Security Considerations
No firmware verification on kexec: UEFI Secure Boot verifies the first kernel loaded by firmware. kexec bypasses firmware, so Secure Boot doesn't verify the kexec'd kernel. The old kernel must verify the new kernel itself -- FortrOS does this with Ed25519 signature verification before kexec.
Memory contents are accessible: Since RAM isn't cleared across kexec, a malicious new kernel could scan memory for secrets left by the old kernel. FortrOS mitigates this by: (1) only kexec'ing org-signed images, and (2) the key-carrying initramfs is the only secret, consumed and zeroed immediately.

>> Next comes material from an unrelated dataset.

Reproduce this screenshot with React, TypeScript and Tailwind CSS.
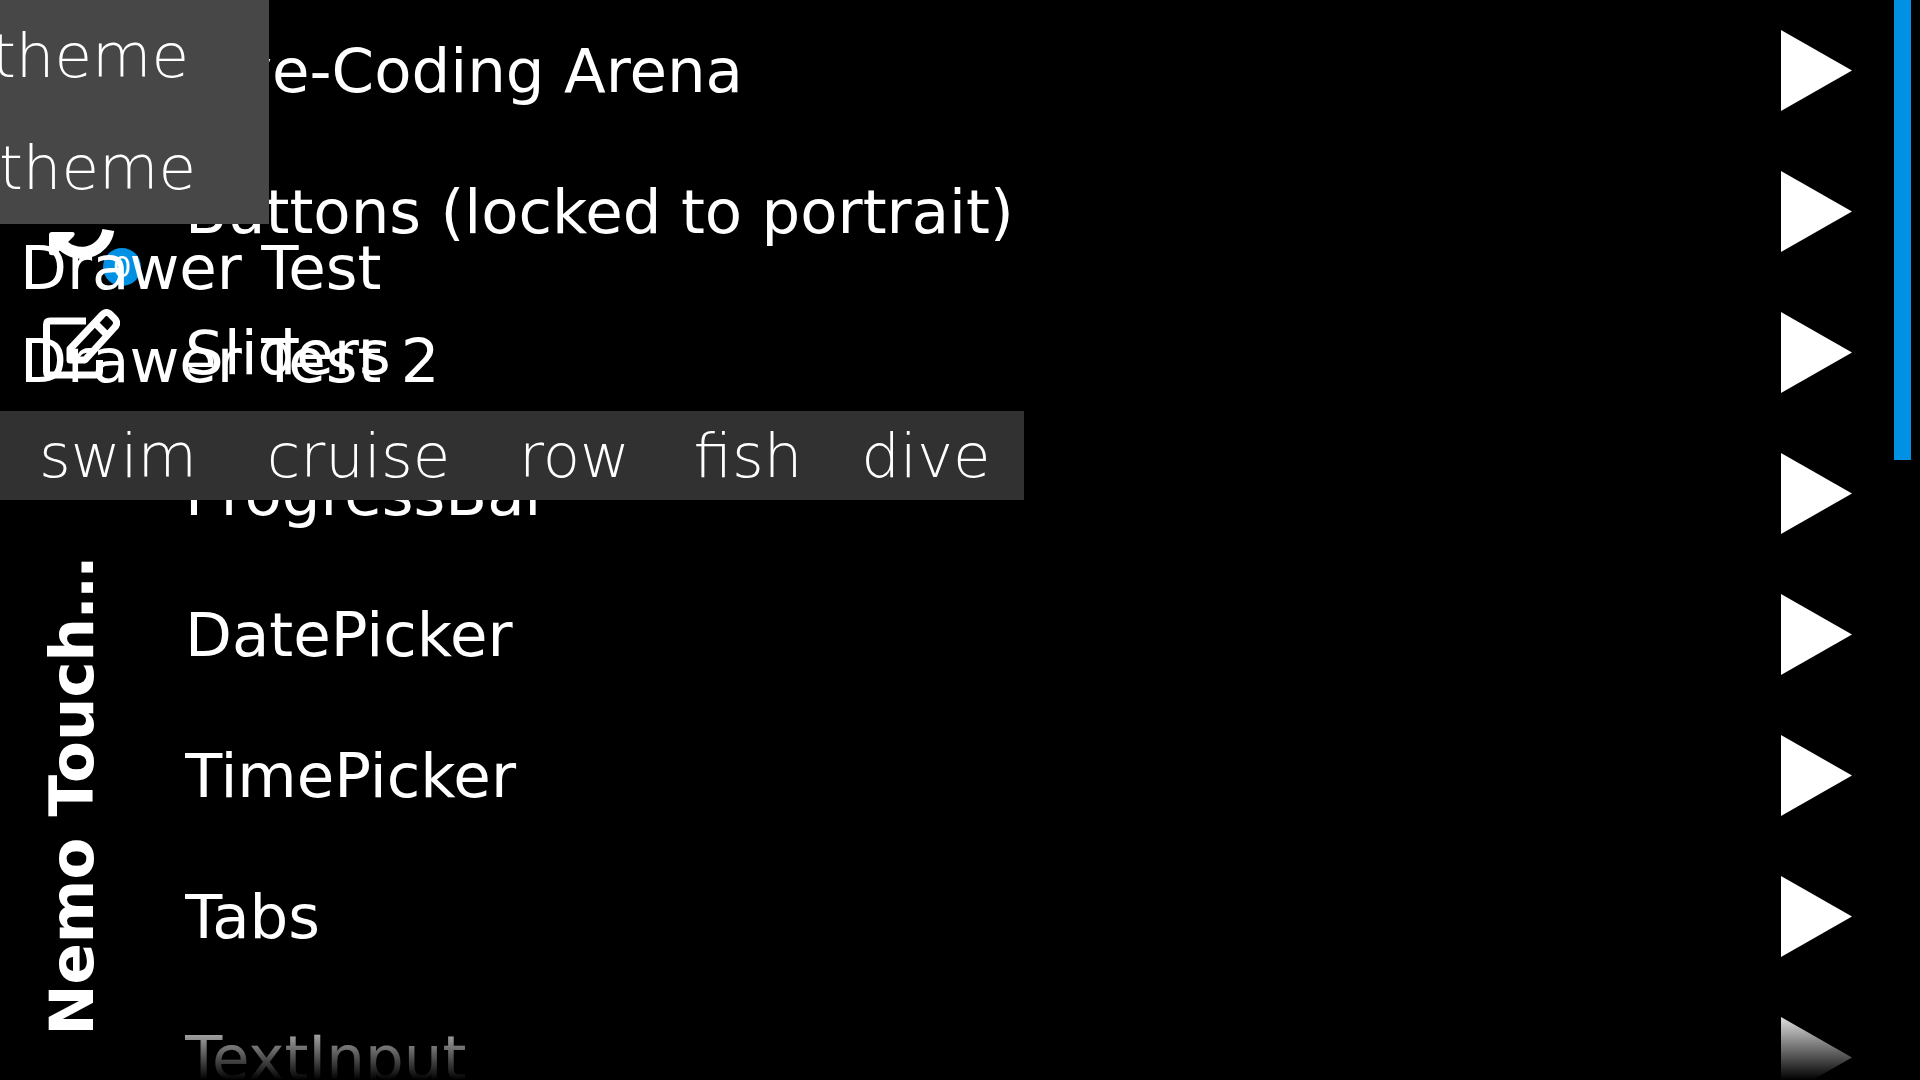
const pages = [
  "Live-Coding Arena",
  "Buttons (locked to portrait)",
  "Sliders",
  "ProgressBar",
  "DatePicker",
  "TimePicker",
  "Tabs",
  "TextInput",
];

function RefreshIcon() {
  return (
    <svg className="h-20 w-20" viewBox="0 0 80 80" fill="none" aria-hidden="true">
      <path d="M68.300 38A27 27 0 0 1 20 50" stroke="white" strokeWidth="12" />
      <path d="M9 43q0-3 3-3h20q4 0 2 4l-6 6-7 7-5 6q-7 1-7-2z" fill="white" />
    </svg>
  );
}

function EditIcon() {
  return (
    <svg className="h-20 w-20" viewBox="0 0 80 80" fill="none" stroke="white" strokeWidth="7" aria-hidden="true">
      <path d="M46 17H10q-3.500 0-3.500 3.500v47q0 3.500 3.500 3.500h46q3.500 0 3.500-3.500V56" />
      <path d="M30 56V45L62 11q4.500-5 9 0l3.500 3.500q4.500 4.500 0 9L45 56z" strokeLinejoin="round" />
      <path d="M55 19l13 13" />
    </svg>
  );
}

function Sidebar() {
  return (
    <header className="flex w-[185px] shrink-0 flex-col items-start justify-between pb-[44px] pl-9 pt-48">
      <div className="flex flex-col gap-8 pl-1">
        <button className="relative h-20 w-20" aria-label="Refresh">
          <RefreshIcon />
          <span className="absolute left-[63px] top-[56px] flex size-[38px] items-center justify-center rounded-full bg-[#0091e5] text-[29px]">
            0
          </span>
        </button>
        <button className="h-20 w-20" aria-label="Edit">
          <EditIcon />
        </button>
      </div>
      <h1 className="rotate-180 whitespace-nowrap font-bold [writing-mode:vertical-rl]">Nemo Touch…</h1>
    </header>
  );
}

function PageList() {
  return (
    <main className="relative min-w-0 flex-1 overflow-hidden">
      <ul>
        {pages.map((page) => (
          <li key={page}>
            <button className="flex h-[141px] w-full items-center justify-between pr-[42px] text-left">
              {page}
              <svg className="h-[81px] w-[71px]" viewBox="0 0 71 81" aria-hidden="true">
                <path d="M0 0L71 40.500L0 81z" fill="white" />
              </svg>
            </button>
          </li>
        ))}
      </ul>
      <div className="pointer-events-none absolute inset-x-0 bottom-0 h-[72px] bg-linear-to-b from-transparent to-black" />
    </main>
  );
}

export default function App() {
  return (
    <div className="relative flex h-screen overflow-hidden bg-black font-['DejaVu_Sans',sans-serif] text-[61px] leading-[71px] text-white">
      <Sidebar />
      <PageList />
      <div className="flex w-[26px] shrink-0">
        <div className="h-[460px] w-[17px] bg-[#0091e5]" />
      </div>

      <nav className="absolute left-0 top-[221px] flex flex-col pl-5">
        <a href="#drawer-test" className="flex h-[93px] items-center">Drawer Test</a>
        <a href="#drawer-test-2" className="flex h-[93px] items-center">Drawer Test 2</a>
      </nav>

      <div className="absolute left-0 top-0 flex w-[269px] flex-col bg-[#474747] font-extralight">
        <button className="flex h-28 items-center justify-end pb-0.5 pr-[80px]">theme</button>
        <button className="flex h-28 items-center justify-end pb-0.5 pr-[73px]">theme</button>
      </div>

      <div className="absolute left-0 top-[411px] grid h-[89px] grid-cols-[236px_245px_187px_160px_196px] bg-[#313131] font-extralight">
        <button>swim</button>
        <button>cruise</button>
        <button>row</button>
        <button>fish</button>
        <button>dive</button>
      </div>
    </div>
  );
}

Hardware quiesce issues: Some hardware (particularly GPUs and USB controllers) doesn't handle kexec gracefully. The old kernel's shutdown sequence may not fully quiesce all devices, leading to hangs or hardware errors in the new kernel. FortrOS's preboot environment is minimal (no GPU drivers, limited USB) which reduces this risk.
Kernel Lockdown and kexec
When the kernel lockdown module is active (common with Secure Boot), unsigned
kexec is blocked (kexec_load requires CAP_SYS_BOOT and the kernel must
allow it). FortrOS uses kexec_file_load (the newer interface) which supports
signature verification by the kernel itself before loading.
How FortrOS Uses It
Preboot -> main OS only. kexec is used for exactly one transition: the preboot kernel loads and executes the generation kernel. The preboot verifies the generation's Ed25519 signature, builds the combined initramfs (generation + LUKS key), and kexec's. This is the core boot transition described in 05 Loading the Real OS.
The generation kernel has kexec disabled. CONFIG_KEXEC=n in the
generation kernel config. This is a security hardening decision baked into
the architecture, not a configuration toggle. If an attacker gains root on
the main OS, they cannot kexec into a malicious kernel -- the syscall doesn't
exist. Every generation change goes through a full reboot, which means the
preboot re-executes: TPM authentication, TLS to the org, generation signature
verification, LUKS key derivation. The entire chain of trust is re-established.
Rolling upgrades use full reboot. When a node upgrades to a new generation, it reboots. The preboot authenticates, selects the new generation (via the "send what you have" protocol from 04 Disk Encryption), and kexec's into it. VMs running on the node are live-migrated to other nodes before the reboot (the drain step from 10 Sustaining the Org). If no migration target is available and the upgrade is forced (current generation below the security floor), VMs are snapshot/restored -- a degraded path. Persistent VM state lives in shard storage; scratch is a local cache that can be rebuilt.
Recovery uses full reboot. If a generation fails (boot watchdog timeout), the node reboots through firmware and preboot. The preboot selects the previous healthy generation. Full reboot is correct here -- the failed kernel may have left hardware in a bad state that kexec wouldn't clean up.
Alternatives
Full reboot: Go through firmware and bootloader every time. Slower but guarantees clean hardware state and full trust chain re-establishment. FortrOS uses full reboot for all generation changes; kexec only for the preboot -> main OS transition within a single boot.
pivot_root: Instead of loading a new kernel, switch the root filesystem. Same kernel keeps running. Used by Talos for switching from init to the real OS. Simpler but doesn't allow per-host optimized kernels.
KHO (Kexec HandOver): A Linux kernel feature (6.16+, major refactor in
6.19) that preserves firmware context (ACPI tables, memory maps) across
kexec. KHO is the right concept for FortrOS's preboot -> main OS transition:
the generation kernel needs ACPI tables that only firmware provides, and KHO
passes them cleanly. However, KHO is still maturing -- known crash bugs
(CONFIG_DEFERRED_STRUCT_PAGE_INIT incompatibility) and active API changes
mean it's not production-ready. FortrOS uses acpi_rsdp= (passing the ACPI
root pointer address on the kernel command line) as the reliable fallback.
When KHO stabilizes, it becomes the clean replacement.
LUO (Live Update Orchestrator): Built on KHO, preserves VM state across
kexec for live host kernel updates. Incompatible with FortrOS's security
model: LUO requires kexec on the main OS, which FortrOS disables
(CONFIG_KEXEC=n). FortrOS handles VM continuity through live migration to
other nodes (drain before reboot), not through in-place kernel replacement.
The tradeoff: VMs experience a brief migration pause instead of zero-downtime
kernel swap. This is acceptable because the security property (no kexec
bypass of the preboot trust chain) is more valuable than the convenience.